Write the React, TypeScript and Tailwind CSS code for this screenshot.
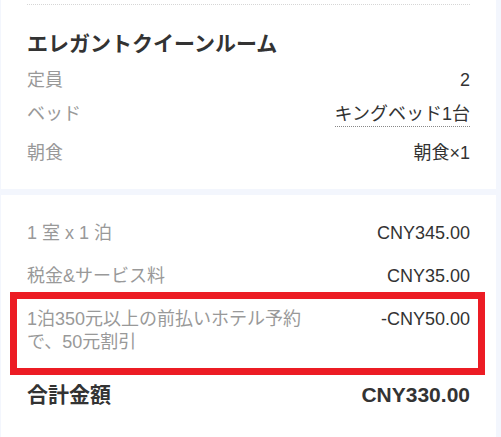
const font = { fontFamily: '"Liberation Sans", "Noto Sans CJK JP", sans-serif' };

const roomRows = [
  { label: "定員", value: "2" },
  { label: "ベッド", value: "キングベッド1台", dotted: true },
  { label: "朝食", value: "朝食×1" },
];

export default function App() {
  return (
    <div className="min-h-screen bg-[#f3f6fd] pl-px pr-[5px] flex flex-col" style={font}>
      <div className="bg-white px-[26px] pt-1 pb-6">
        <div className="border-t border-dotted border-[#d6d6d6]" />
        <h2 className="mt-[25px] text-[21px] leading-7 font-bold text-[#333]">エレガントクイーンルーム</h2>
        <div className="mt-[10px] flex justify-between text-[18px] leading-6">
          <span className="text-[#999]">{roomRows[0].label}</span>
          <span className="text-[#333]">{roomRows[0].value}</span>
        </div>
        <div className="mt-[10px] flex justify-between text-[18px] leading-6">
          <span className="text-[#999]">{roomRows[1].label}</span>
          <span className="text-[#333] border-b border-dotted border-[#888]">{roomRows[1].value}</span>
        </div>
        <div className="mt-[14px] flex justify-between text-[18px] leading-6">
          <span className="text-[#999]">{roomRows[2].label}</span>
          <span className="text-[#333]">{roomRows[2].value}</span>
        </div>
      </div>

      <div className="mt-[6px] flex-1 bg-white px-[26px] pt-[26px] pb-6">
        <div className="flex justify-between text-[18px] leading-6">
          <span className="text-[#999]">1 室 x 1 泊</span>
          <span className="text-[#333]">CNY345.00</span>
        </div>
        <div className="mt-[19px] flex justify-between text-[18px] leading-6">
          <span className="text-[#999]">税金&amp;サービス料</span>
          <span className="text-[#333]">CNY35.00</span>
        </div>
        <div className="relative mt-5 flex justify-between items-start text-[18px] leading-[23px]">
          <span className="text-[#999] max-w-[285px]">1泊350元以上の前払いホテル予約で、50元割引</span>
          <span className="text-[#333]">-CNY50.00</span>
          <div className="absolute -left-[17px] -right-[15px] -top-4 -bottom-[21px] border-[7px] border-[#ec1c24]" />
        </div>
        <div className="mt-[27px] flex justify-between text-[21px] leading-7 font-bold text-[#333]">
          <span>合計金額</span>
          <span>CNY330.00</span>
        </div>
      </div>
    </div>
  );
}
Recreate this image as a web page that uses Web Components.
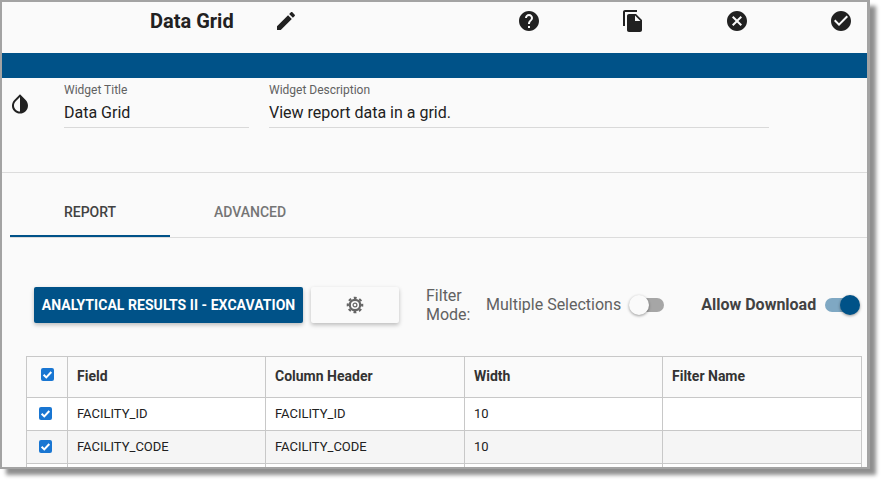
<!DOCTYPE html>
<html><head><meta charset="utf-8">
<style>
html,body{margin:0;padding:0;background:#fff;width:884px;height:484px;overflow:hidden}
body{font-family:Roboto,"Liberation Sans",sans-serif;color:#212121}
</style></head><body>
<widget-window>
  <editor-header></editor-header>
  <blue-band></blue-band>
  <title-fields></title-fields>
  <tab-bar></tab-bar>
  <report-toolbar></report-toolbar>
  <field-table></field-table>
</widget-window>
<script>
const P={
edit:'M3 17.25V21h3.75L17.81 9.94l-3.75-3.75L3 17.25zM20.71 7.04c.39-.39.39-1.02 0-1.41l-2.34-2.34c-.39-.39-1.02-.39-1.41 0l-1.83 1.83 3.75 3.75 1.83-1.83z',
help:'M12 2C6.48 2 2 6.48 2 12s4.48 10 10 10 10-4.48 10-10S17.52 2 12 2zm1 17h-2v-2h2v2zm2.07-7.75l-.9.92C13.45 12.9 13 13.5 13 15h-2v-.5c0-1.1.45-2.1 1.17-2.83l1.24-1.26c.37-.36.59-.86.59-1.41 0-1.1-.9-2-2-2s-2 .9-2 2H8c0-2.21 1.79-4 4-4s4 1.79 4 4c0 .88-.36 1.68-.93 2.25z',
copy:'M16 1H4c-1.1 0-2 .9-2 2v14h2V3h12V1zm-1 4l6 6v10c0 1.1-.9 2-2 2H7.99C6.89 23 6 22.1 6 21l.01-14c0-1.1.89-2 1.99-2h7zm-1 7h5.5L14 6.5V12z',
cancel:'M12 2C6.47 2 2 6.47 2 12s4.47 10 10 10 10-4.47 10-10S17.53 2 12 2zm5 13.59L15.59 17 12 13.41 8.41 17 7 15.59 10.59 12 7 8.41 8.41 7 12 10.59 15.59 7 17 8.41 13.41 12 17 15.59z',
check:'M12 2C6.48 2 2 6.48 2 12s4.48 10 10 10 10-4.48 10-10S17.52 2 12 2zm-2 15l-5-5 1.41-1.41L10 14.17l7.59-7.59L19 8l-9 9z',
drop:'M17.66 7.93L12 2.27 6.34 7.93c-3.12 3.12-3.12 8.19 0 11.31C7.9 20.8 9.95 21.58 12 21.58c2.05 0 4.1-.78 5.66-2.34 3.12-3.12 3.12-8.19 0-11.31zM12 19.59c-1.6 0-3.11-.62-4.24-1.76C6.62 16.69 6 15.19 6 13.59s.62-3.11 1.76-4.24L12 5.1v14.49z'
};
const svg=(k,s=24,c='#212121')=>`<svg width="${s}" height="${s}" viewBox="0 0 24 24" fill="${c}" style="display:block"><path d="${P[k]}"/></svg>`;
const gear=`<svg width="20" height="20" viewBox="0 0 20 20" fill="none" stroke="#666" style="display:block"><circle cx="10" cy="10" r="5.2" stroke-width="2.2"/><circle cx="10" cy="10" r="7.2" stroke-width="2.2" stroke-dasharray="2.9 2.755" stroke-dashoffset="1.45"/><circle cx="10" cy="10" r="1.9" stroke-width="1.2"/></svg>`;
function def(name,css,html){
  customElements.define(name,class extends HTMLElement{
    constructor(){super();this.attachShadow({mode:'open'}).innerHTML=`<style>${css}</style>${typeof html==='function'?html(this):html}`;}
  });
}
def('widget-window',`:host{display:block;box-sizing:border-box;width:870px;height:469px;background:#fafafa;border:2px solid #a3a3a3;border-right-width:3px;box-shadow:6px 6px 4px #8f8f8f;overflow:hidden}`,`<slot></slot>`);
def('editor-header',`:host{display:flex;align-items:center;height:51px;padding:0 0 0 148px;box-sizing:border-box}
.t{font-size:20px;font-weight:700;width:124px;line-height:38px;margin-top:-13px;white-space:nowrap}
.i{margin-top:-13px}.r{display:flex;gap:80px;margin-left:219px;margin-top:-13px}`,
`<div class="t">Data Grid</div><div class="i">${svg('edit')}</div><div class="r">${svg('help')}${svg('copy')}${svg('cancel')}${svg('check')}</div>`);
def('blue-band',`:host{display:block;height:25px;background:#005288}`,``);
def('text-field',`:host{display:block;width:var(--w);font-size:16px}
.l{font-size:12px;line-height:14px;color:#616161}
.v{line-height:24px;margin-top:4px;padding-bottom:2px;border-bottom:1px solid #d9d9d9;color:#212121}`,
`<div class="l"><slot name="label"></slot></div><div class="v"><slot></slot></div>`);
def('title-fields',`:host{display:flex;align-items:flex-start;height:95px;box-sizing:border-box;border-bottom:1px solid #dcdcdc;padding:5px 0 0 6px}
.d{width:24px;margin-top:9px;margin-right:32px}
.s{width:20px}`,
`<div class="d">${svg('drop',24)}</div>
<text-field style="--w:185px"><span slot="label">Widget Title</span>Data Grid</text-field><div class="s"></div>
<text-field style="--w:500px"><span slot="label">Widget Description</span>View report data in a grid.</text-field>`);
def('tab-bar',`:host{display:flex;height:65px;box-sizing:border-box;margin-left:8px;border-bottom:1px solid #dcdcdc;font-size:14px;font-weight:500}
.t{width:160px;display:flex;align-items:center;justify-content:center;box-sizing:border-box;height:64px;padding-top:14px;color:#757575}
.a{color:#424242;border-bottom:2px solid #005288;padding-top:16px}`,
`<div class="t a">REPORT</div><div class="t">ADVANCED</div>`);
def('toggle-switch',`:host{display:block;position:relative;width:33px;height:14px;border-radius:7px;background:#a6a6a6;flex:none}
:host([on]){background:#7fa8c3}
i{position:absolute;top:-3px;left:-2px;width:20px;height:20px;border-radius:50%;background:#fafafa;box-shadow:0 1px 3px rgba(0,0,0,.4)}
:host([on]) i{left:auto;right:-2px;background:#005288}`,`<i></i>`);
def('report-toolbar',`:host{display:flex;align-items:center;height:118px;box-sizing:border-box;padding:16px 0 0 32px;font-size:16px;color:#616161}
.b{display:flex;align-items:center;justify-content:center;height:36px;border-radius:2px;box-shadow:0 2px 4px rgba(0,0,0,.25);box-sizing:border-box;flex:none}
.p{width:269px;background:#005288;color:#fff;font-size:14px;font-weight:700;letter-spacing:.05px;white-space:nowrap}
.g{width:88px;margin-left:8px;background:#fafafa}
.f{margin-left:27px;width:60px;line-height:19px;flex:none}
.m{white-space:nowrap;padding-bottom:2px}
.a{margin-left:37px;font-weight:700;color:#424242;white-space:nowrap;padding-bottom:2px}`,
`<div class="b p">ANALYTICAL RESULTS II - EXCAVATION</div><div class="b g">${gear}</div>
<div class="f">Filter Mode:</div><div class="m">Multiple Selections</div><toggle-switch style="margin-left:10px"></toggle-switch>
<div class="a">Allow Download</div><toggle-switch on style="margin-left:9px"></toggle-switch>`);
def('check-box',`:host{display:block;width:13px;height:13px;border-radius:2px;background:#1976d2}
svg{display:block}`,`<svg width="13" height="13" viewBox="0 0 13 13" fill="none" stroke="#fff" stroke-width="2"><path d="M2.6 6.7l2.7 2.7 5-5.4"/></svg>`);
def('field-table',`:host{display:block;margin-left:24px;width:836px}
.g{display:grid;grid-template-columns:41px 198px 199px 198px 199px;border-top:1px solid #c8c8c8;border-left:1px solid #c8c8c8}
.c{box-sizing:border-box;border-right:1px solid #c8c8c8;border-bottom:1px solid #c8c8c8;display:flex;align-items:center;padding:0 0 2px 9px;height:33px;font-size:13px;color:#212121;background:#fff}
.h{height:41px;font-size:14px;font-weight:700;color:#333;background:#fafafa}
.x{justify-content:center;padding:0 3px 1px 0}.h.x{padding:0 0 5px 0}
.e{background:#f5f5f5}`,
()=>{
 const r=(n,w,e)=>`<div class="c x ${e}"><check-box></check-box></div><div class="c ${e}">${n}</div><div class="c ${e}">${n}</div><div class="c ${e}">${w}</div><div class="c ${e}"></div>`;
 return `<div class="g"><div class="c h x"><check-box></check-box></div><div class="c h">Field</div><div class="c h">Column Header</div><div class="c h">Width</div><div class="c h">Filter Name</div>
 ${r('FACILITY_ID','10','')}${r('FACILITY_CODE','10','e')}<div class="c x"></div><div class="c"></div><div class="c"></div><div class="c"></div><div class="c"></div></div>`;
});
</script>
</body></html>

....

GOAL OF THE EXERCISE: Your answer should be only a number: how many lines of the data above contain the string "this"?

TASK RESULT: 3